Its a simple decision, Romney is wrong for the world.

There is no sitting on the fence on this matter, despite claims from Romney that there is no difference between the candidates besides competence, in reality there is a vast difference between their policies and a vast difference in the futures they envisage for the USA.

Romney is aggressively pursuing a course that would set the States back years. In terms of Human Rights, he plans to ban abortion, even in cases of incest or rape. He plans to relax environmental constraints on businesses exacerbating climate change and global warming. Moreover Romney believes in order to keep the USA in competition with China employment laws would also need to be ‘relaxed’, casting, as some analyst have stated, the United States back to the nineteenth century.

Romney is also set on a plan to cut Government expenditure, packages such as the $787 billion relief fund pushed through Congress by Obama to tackle the United States struggling economy would be a thing of the past. It is packages like these that have led to the stable growth of the US economy over the past thirteen quarters, not exactly the failure the Republicans crow that it is.

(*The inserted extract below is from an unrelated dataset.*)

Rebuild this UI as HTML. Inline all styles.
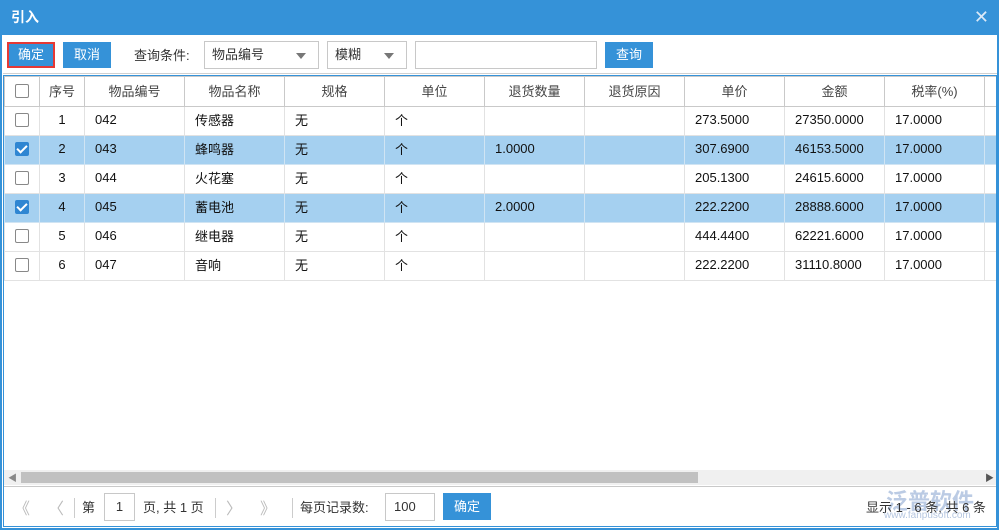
<!DOCTYPE html>
<html><head><meta charset="utf-8"><style>
*{box-sizing:border-box;margin:0;padding:0}
body{width:999px;height:530px;overflow:hidden;background:#fff;font-family:"Liberation Sans","Noto Sans CJK SC",sans-serif;font-size:13px;color:#333;position:relative}
.win{position:absolute;left:0;top:0;width:999px;height:530px;border:2px solid #3592d8;border-top:none}
.title{position:absolute;left:0;top:0;width:999px;height:35px;background:#3592d8;color:#fff;font-weight:bold;font-size:14px;line-height:34px;padding-left:11px}
.close{position:absolute;right:10px;top:0;color:#dbe9f7;font-size:18px;font-weight:normal;line-height:34px}
.btn{position:absolute;top:42px;height:26px;background:#3592d8;color:#fff;line-height:26px;text-align:center;font-size:13px}
.sel{position:absolute;top:41px;height:28px;border:1px solid #c8c8c8;line-height:26px;padding-left:7px;color:#333}
.arr:after{content:"";position:absolute;right:12px;top:11px;border:5px solid transparent;border-top:6px solid #777}
.grid{position:absolute;left:3px;top:75px;width:994px;height:452px;border:1px solid #3592d8;overflow:hidden}
table{border-collapse:collapse;table-layout:fixed;position:absolute;left:0;top:0;width:1010px}
td{height:29px;border:1px solid #e2e2e2;padding:0 0 3px 10px;white-space:nowrap;overflow:hidden;font-size:13px;color:#111}
th{height:30px;border:1px solid #c9c9c9;font-weight:normal;color:#444;background:#fff;font-size:13px;padding-bottom:2px}
tr.s td{background:#a5d0f0;border-color:#d0e4f3}
td.c{text-align:center;padding:0 0 3px 0}
.cb{display:inline-block;width:14px;height:14px;border:1px solid #888;border-radius:2px;vertical-align:middle;background:#fff}
.ck{background:#2f86d2;border-color:#2f86d2;position:relative}
.ck:after{content:"";position:absolute;left:3px;top:0px;width:4px;height:8px;border:solid #fff;border-width:0 2px 2px 0;transform:rotate(45deg)}
.sb{position:absolute;left:0;top:394px;width:992px;height:15px;background:#f0f0f0}
.thumb{position:absolute;left:17px;top:2px;width:677px;height:11px;background:#c1c1c1}
.pager{position:absolute;left:0;top:410px;width:992px;height:41px;border-top:1px solid #c9c9c9}
.p{position:absolute;top:10px;font-size:13px;color:#333}
.g{color:#bbb;font-size:16px}
.sep{position:absolute;top:11px;width:1px;height:20px;background:#ccc}
.inp{position:absolute;border:1px solid #c8c8c8;height:28px;top:6px;line-height:26px}
</style></head><body>
<div class="win"></div>
<div class="title">引入<span class="close">✕</span></div>
<div class="btn" style="left:7px;width:48px;border:2px solid #e53935;line-height:22px">确定</div>
<div class="btn" style="left:63px;width:48px">取消</div>
<div style="position:absolute;left:134px;top:45px;color:#333">查询条件:</div>
<div class="sel arr" style="left:204px;width:115px">物品编号</div>
<div class="sel arr" style="left:327px;width:80px">模糊</div>
<div class="sel" style="left:415px;width:182px;padding:0"></div>
<div class="btn" style="left:605px;width:48px">查询</div>
<div style="position:absolute;left:3px;top:73px;width:994px;height:1px;background:#d0d0d0"></div>
<div class="grid">
<table>
<colgroup><col style="width:35px"><col style="width:45px"><col style="width:100px"><col style="width:100px"><col style="width:100px"><col style="width:100px"><col style="width:100px"><col style="width:100px"><col style="width:100px"><col style="width:100px"><col style="width:100px"><col style="width:30px"></colgroup>
<tr><th><span class="cb"></span></th><th>序号</th><th>物品编号</th><th>物品名称</th><th>规格</th><th>单位</th><th>退货数量</th><th>退货原因</th><th>单价</th><th>金额</th><th>税率(%)</th><th></th></tr>
<tr><td class="c"><span class="cb"></span></td><td class="c">1</td><td>042</td><td>传感器</td><td>无</td><td>个</td><td></td><td></td><td>273.5000</td><td>27350.0000</td><td>17.0000</td><td></td></tr>
<tr class="s"><td class="c"><span class="cb ck"></span></td><td class="c">2</td><td>043</td><td>蜂鸣器</td><td>无</td><td>个</td><td>1.0000</td><td></td><td>307.6900</td><td>46153.5000</td><td>17.0000</td><td></td></tr>
<tr><td class="c"><span class="cb"></span></td><td class="c">3</td><td>044</td><td>火花塞</td><td>无</td><td>个</td><td></td><td></td><td>205.1300</td><td>24615.6000</td><td>17.0000</td><td></td></tr>
<tr class="s"><td class="c"><span class="cb ck"></span></td><td class="c">4</td><td>045</td><td>蓄电池</td><td>无</td><td>个</td><td>2.0000</td><td></td><td>222.2200</td><td>28888.6000</td><td>17.0000</td><td></td></tr>
<tr><td class="c"><span class="cb"></span></td><td class="c">5</td><td>046</td><td>继电器</td><td>无</td><td>个</td><td></td><td></td><td>444.4400</td><td>62221.6000</td><td>17.0000</td><td></td></tr>
<tr><td class="c"><span class="cb"></span></td><td class="c">6</td><td>047</td><td>音响</td><td>无</td><td>个</td><td></td><td></td><td>222.2200</td><td>31110.8000</td><td>17.0000</td><td></td></tr>
</table>
<div class="sb"><span style="position:absolute;left:4px;top:1px;font-size:9px;color:#888">◀</span><div class="thumb"></div><span style="position:absolute;right:2px;top:1px;font-size:9px;color:#555">▶</span></div>
<div class="pager">
<span class="p g" style="left:10px;top:8px">《</span>
<span class="p g" style="left:44px;top:8px">〈</span>
<div class="sep" style="left:70px"></div>
<span class="p" style="left:78px">第</span>
<div class="inp" style="left:100px;width:31px;text-align:center">1</div>
<span class="p" style="left:139px">页, 共 1 页</span>
<div class="sep" style="left:211px"></div>
<span class="p g" style="left:222px;top:8px">〉</span>
<span class="p g" style="left:256px;top:8px">》</span>
<div class="sep" style="left:288px"></div>
<span class="p" style="left:296px">每页记录数:</span>
<div class="inp" style="left:381px;width:50px;padding-left:8px">100</div>
<div class="btn" style="left:439px;top:6px;width:48px;height:27px;line-height:27px">确定</div>
<span style="position:absolute;left:882px;top:-3px;font-size:22px;color:#9fb6da;font-weight:bold;opacity:.7">泛普软件</span>
<span class="p" style="left:862px;top:10px">显示 1 - 6 条, 共 6 条</span>
<span style="position:absolute;left:880px;top:23px;font-size:10px;color:#b5c6e0">www.fanpusoft.com</span>
</div>
</div>
</body></html>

But it only gets worse, another two huge issues arise with Romney’s policy direction. He wants to immediately repeal Obama’s Health Care bill, possibly the most valuable domestic achievement of his term in office. This turn would leave countless US citizens without any health care support. What is more, is that this will be coupled with a sizeable reduction in welfare provision if the Republican takes the Presidency. Whilst those on the right may be crying it is up to the individual to support themselves, get a job so that they can afford medical insurance, this is not possible if the Government of the country does not provide an environment in which the economy and job opportunities can grow. By cutting Government expenditure, which increasingly runs the risk of sending the US into a double dip recession, Romney will not just remove this environment, but hold the US citizenry to account for a situation far beyond their control.

Social inequality is a bugbear of liberal democratic institutions and feeds the apathy that many democratic countries face. Romney’s budgetary plans are aimed at redistributing wealth back to the rich, depriving the poor to an even greater extent. If the ascribed budget gets the go ahead those earning over $1 million will receive a thirty-seven percent tax cut, at the other end of the scale benefits to the poor would be cut up to a staggering sixty-seven percent. In a time of economic uncertainty this is a potential recipe for social unrest on a massive scale.

Secondly Romney wishes to pursue a more active form of Foreign Policy. What this means in reality is Romney will spend the promised $2 trillion on defence – this money will have to come from somewhere. There is a growing certainty war with Iran will ensue, a war the United States cannot afford, especially as it is still enthralled in other messy middle eastern conflicts.

Apathy with Obama’s term has arisen due to the restraints under which the President has had to act under. Obama has been attacked constantly over the previous four years by Republicans in Congress and the Senate. He has managed to stabilise the States creating and saving nearly three million jobs, increasing health provisions and providing the support that is expected from modern democratic institutions.